Le quartier était jusqu’alors quartier d’ouvriers et d’artisans ; pour eux un bon prêtre a bâti Notre-Dame de Plaisance en 1848. En 1884 après la Commune un autre bon prêtre, à l’esprit « social », convainc de reconstruire plus grande l’église avec les matériaux, fer et bois, de récupération du Pavillon de l’Industrie de l’Exposition Universelle de 1855 ; la nouvelle église est bâtie de 1898 à 1902. Un plan simple en basilique, une nef, deux bas-côtés ; du fer partout. Tout comme, dans cette période de vigoureuse expansion industrielle européenne, on a construit les cathédrales de Fort-de-France à la Martinique, de Saint-Denis à La Réunion et de Port-au-Prince en Haïti.
L’extérieur de l’église : un historicisme banal. Mais l’intérieur est saisissant. Pas tant par le mobilier liturgique que par la puissante et à la fois légère architecture de fer. Un splendide nouveau hall de gare ou hangar d’aviation : l’air et l’espace, libres, légers, légers. Les motifs décoratifs Art Nouveau sont peints un peu partout, végétation stylisée en couleurs non insistantes, vert pâle, beige, bleu clair. Tous les piliers, arcs, voûtes de fer : gris clair.
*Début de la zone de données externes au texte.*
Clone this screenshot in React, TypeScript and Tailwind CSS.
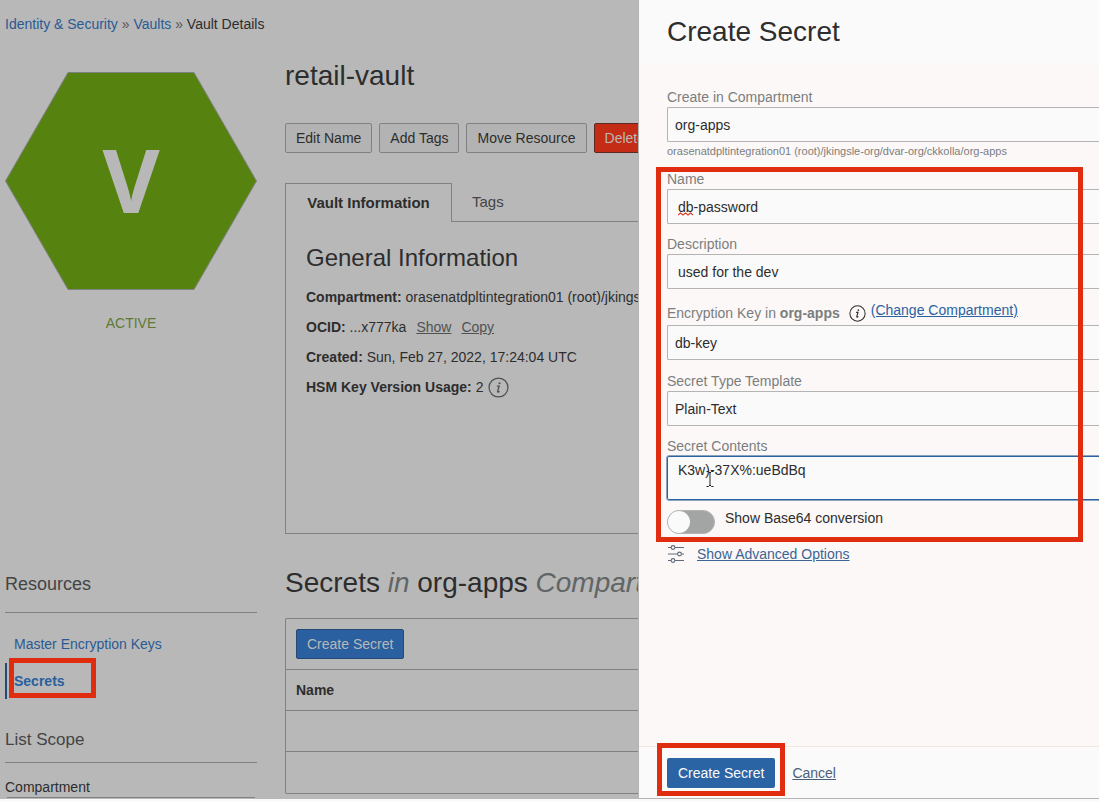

Une dizaine de chapelles latérales très peu profondes. Six sur le bas-côté nord. On voit non pas leurs volumes en creux, mais de curieuses peintures : toiles tendues sur châssis demi-circulaires de 3,9 mètres de diamètre. Six paupières géantes. Toutes fardées de scènes bibliques, en style raide mi réaliste mi symboliste, cousines de Henri Le Sidaner et de Maurice Denis, en somme une atmosphère Nabis. Giuseppe Uberti, d’origine romaine, parti ensuite vers 1910 peindre à Québec, ici assisté d’Emile Desouche, les a peintes entre 1899 et 1902. L’une, d’Uberti seul, est d’une fertilité que rien n’arrête.
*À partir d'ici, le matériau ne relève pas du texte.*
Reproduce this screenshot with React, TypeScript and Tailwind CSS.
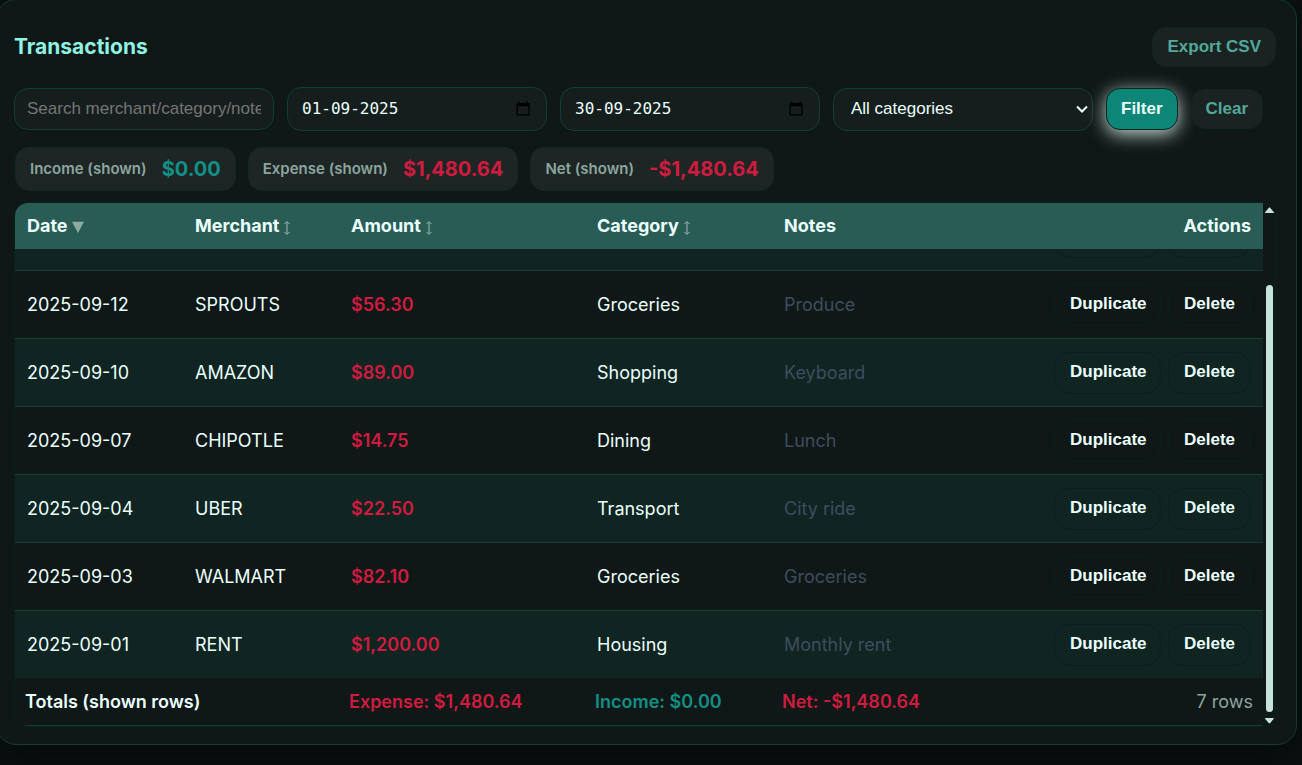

Voici comme elle est, de gauche à droite. Trois anges musiciens dont deux debout, violon, petite harpe, guitare : ils jouent. Un brave vieux peintre s’est assoupi sur une chaise, sa palette encore à la main. A ses pieds un énorme encensoir, qui fume. Puis une porte ouverte dans le mur du fond par où afflue une brume très lumineuse avec à peine discernables des anges. Puis un ange debout finit de peindre sur un chevalet la tête d’une Vierge à l’enfant. Tout le monde va vers la droite du tableau, sauf un dernier ange agenouillé sur un genou, qui semble bénir la scène.
La composition remue des souvenirs profonds. Ceux d’un des plus puissants et énigmatiques grands tableaux de Velasquez au Musée du Prado, les Fileuses. Même atelier au premier plan avec les divers instruments des trois femmes, assises. Même porte ouverte en arrière-plan d’où afflue une lumière dorée ; par elle on devine une scène théâtrale mythique, mise en scène de princes, de héros et de dieux remuant oniriquement le destin du monde, tandis que devant, réalistement, les artisanes avancent de manière têtue leur labeur. Les Parques, peut-être. Plutôt celles qui engendrent sans désemparer le réel.
La légende de Saint-Luc dit ceci : « patron des artistes et ouvriers d’art », comme l’écrit tout en majuscules Uberti au bas de son tableau, Luc s’endort en peignant une vierge à l’enfant. Des anges viennent finir de peindre le visage de la Vierge.
Le tableau, de gauche à droite, vit ainsi : la musique douce des trois instruments à cordes a engourdi le peintre fatigué. Non, elle l’hypnotise, l’endort et lui offre la vision qui chamaniquement s’échappe de son corps ou l’aspire. Puis le corps de Luc : il est le centre de gravité de toute la scène, ocre sombre et bleu-vert sombre, devant lesquels les autres couleurs s’effacent, à moins qu’elles ne cherchent à les rejoindre. Tout est ici mouvement centrifuge et-ou centripète de la densité de la couleur.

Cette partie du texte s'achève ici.